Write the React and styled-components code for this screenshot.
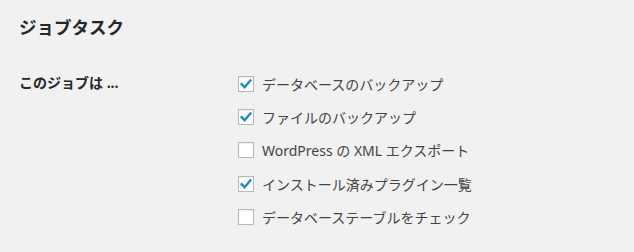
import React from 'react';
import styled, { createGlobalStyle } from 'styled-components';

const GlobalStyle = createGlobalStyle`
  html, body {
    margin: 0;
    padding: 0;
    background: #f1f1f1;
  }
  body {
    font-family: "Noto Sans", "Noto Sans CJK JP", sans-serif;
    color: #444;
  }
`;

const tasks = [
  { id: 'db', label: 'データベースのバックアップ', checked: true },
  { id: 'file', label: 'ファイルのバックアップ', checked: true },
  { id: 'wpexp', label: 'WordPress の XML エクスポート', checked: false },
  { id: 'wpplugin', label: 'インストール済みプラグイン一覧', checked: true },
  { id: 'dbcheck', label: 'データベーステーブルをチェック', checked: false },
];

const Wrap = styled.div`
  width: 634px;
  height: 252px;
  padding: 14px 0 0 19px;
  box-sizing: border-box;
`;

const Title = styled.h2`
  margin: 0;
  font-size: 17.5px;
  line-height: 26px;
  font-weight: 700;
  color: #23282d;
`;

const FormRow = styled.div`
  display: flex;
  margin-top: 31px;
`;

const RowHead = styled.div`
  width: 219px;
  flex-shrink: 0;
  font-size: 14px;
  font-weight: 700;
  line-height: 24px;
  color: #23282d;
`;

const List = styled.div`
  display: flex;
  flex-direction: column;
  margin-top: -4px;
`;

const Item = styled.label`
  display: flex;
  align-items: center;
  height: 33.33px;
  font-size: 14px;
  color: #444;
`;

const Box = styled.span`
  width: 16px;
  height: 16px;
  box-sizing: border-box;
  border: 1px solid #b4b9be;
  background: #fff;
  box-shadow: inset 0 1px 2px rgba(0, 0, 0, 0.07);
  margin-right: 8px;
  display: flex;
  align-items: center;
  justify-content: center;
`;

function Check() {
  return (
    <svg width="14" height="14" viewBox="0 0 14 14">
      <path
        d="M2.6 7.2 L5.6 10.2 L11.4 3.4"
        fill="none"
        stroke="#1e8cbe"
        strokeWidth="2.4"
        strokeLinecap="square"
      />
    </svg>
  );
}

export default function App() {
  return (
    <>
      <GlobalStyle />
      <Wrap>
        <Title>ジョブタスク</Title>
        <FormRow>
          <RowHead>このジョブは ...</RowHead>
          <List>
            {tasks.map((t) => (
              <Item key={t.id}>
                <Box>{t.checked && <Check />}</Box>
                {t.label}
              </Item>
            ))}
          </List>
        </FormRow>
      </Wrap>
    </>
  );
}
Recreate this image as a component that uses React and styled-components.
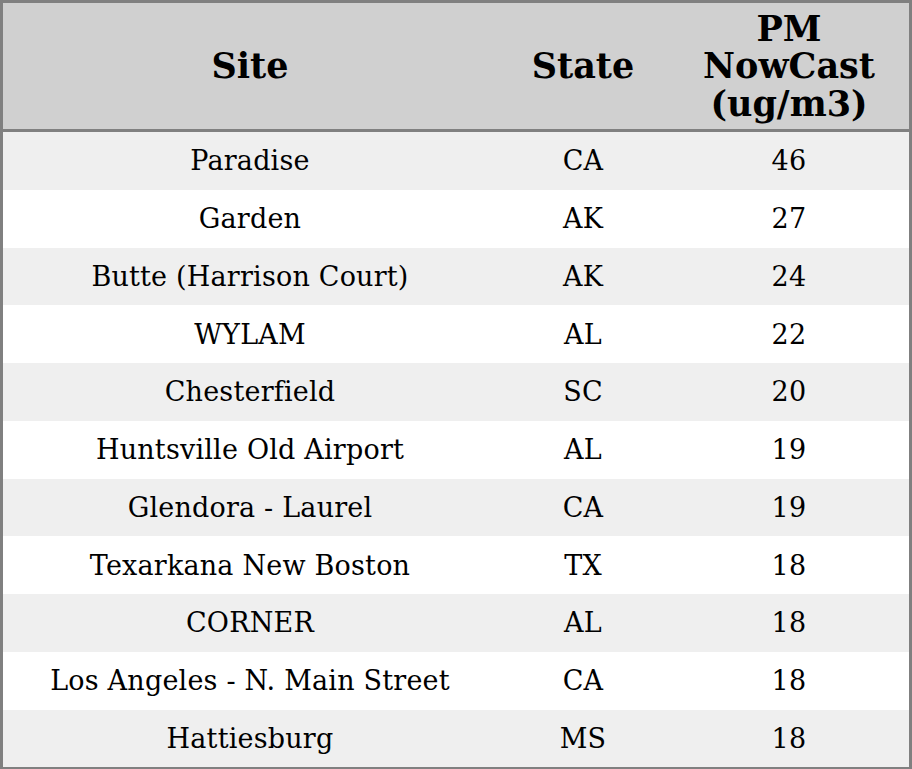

INSTRUCTIONS TO FOLLOW
Reproduce every record above exactly, but leave out the pictures.

FINAL RESULT
Write the React and styled-components code for this screenshot.
import React from 'react';
import styled, { createGlobalStyle } from 'styled-components';

const GlobalStyle = createGlobalStyle`
  html, body {
    margin: 0;
    padding: 0;
    background: #f1f1f1;
  }
  body {
    font-family: "Noto Sans", "Noto Sans CJK JP", sans-serif;
    color: #444;
  }
`;

const tasks = [
  { id: 'db', label: 'データベースのバックアップ', checked: true },
  { id: 'file', label: 'ファイルのバックアップ', checked: true },
  { id: 'wpexp', label: 'WordPress の XML エクスポート', checked: false },
  { id: 'wpplugin', label: 'インストール済みプラグイン一覧', checked: true },
  { id: 'dbcheck', label: 'データベーステーブルをチェック', checked: false },
];

const Wrap = styled.div`
  width: 634px;
  height: 252px;
  padding: 14px 0 0 19px;
  box-sizing: border-box;
`;

const Title = styled.h2`
  margin: 0;
  font-size: 17.5px;
  line-height: 26px;
  font-weight: 700;
  color: #23282d;
`;

const FormRow = styled.div`
  display: flex;
  margin-top: 31px;
`;

const RowHead = styled.div`
  width: 219px;
  flex-shrink: 0;
  font-size: 14px;
  font-weight: 700;
  line-height: 24px;
  color: #23282d;
`;

const List = styled.div`
  display: flex;
  flex-direction: column;
  margin-top: -4px;
`;

const Item = styled.label`
  display: flex;
  align-items: center;
  height: 33.33px;
  font-size: 14px;
  color: #444;
`;

const Box = styled.span`
  width: 16px;
  height: 16px;
  box-sizing: border-box;
  border: 1px solid #b4b9be;
  background: #fff;
  box-shadow: inset 0 1px 2px rgba(0, 0, 0, 0.07);
  margin-right: 8px;
  display: flex;
  align-items: center;
  justify-content: center;
`;

function Check() {
  return (
    <svg width="14" height="14" viewBox="0 0 14 14">
      <path
        d="M2.6 7.2 L5.6 10.2 L11.4 3.4"
        fill="none"
        stroke="#1e8cbe"
        strokeWidth="2.4"
        strokeLinecap="square"
      />
    </svg>
  );
}

export default function App() {
  return (
    <>
      <GlobalStyle />
      <Wrap>
        <Title>ジョブタスク</Title>
        <FormRow>
          <RowHead>このジョブは ...</RowHead>
          <List>
            {tasks.map((t) => (
              <Item key={t.id}>
                <Box>{t.checked && <Check />}</Box>
                {t.label}
              </Item>
            ))}
          </List>
        </FormRow>
      </Wrap>
    </>
  );
}
Recreate this image as a component that uses React and styled-components.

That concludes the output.